Why Do We Have Seasons?
How tilt changes sunlight through the year
We have seasons because Earth is tilted as it travels around the Sun. The tilt changes how high the Sun appears in the sky and how long daylight lasts. When one half of Earth tilts toward the Sun, it has summer while the other half has winter.

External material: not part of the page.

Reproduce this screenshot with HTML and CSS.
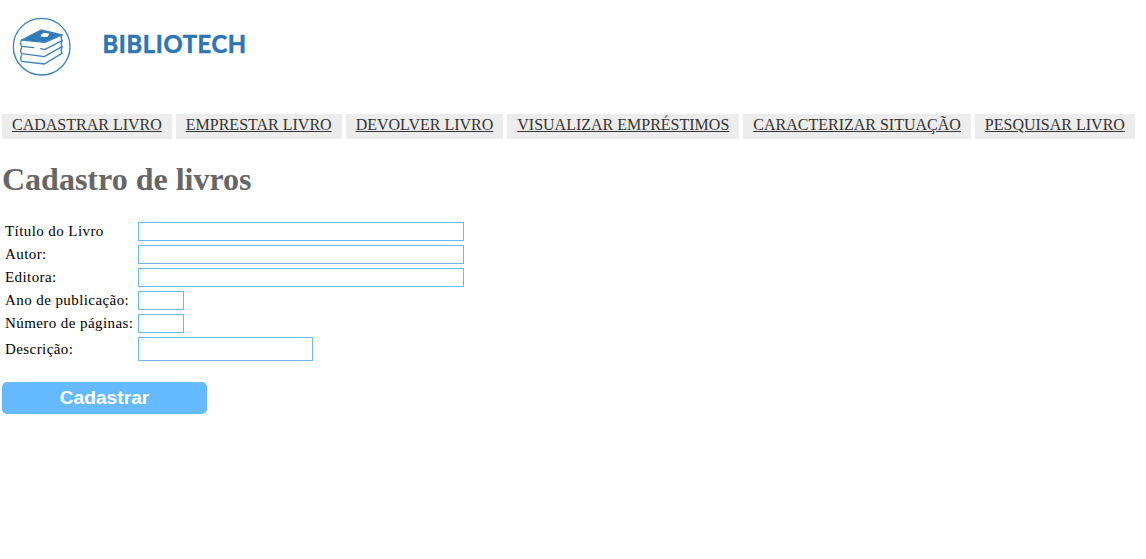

Seasons feel like a change in weather, but the cause starts with geometry. Earth spins once each day on an imaginary line through the North and South Poles. That line is tilted about $23.5^\circ$ compared with Earth’s path around the Sun. As Earth moves through its year, that tilt keeps pointing in nearly the same direction in space. This changes how sunlight reaches each hemisphere. Sometimes sunlight hits more directly and stays longer each day. That brings warmer months. At other times, sunlight arrives at a lower angle and the days are shorter. That brings cooler months. Seasons are not caused by Earth moving much closer to or farther from the Sun. In fact, Earth is closest to the Sun during January. The key idea is the tilt, plus the way sunlight spreads over Earth’s curved surface.
Earth is tilted
The tilt stays nearly fixed as Earth moves around the Sun.
Sun angle matters
Higher Sun angle means more sunlight energy per area.
Daylight hours change
Longer days add more heating time.
Hemispheres trade seasons
One hemisphere’s summer is the other hemisphere’s winter.
Distance is not the cause
Earth’s tilt explains seasons better than distance does.
Vocabulary
- Axis
- An imaginary line that Earth spins around, running through the North and South Poles.
- Axial tilt
- The lean of Earth’s spin axis compared with its path around the Sun.
- Hemisphere
- One half of Earth, usually the Northern Hemisphere or Southern Hemisphere.
- Sun angle
- The angle at which sunlight reaches the ground.
- Solstice
- A day when one hemisphere has its longest daylight and the other has its shortest daylight.
- Equinox
- A time of year when day and night are nearly equal in length around the world.
In the Classroom
Flashlight Sun angle model
20 minutes | Grades 6-8
Shine a flashlight straight down on graph paper, then shine it from a low angle. Students compare the size of the light patch and connect the pattern to sunlight spreading over Earth’s surface.
Tilted globe seasons demo
30 minutes | Grades 6-8
Use a globe or foam ball tilted on a pencil as Earth and a lamp as the Sun. Move the model around the lamp while keeping the axis pointed in the same direction, then identify which hemisphere has summer at each position.
Day length data check
35 minutes | Grades 6-8
Students compare sunrise and sunset times for two cities, one in each hemisphere. They calculate daylight hours and look for opposite seasonal patterns.
Key Takeaways
- • Earth has seasons because its spin axis is tilted.
- • A hemisphere tilted toward the Sun gets more direct sunlight and longer days.
- • A hemisphere tilted away from the Sun gets lower Sun angles and shorter days.
- • The Northern and Southern Hemispheres have opposite seasons.
- • Earth’s changing distance from the Sun is not the main cause of seasons.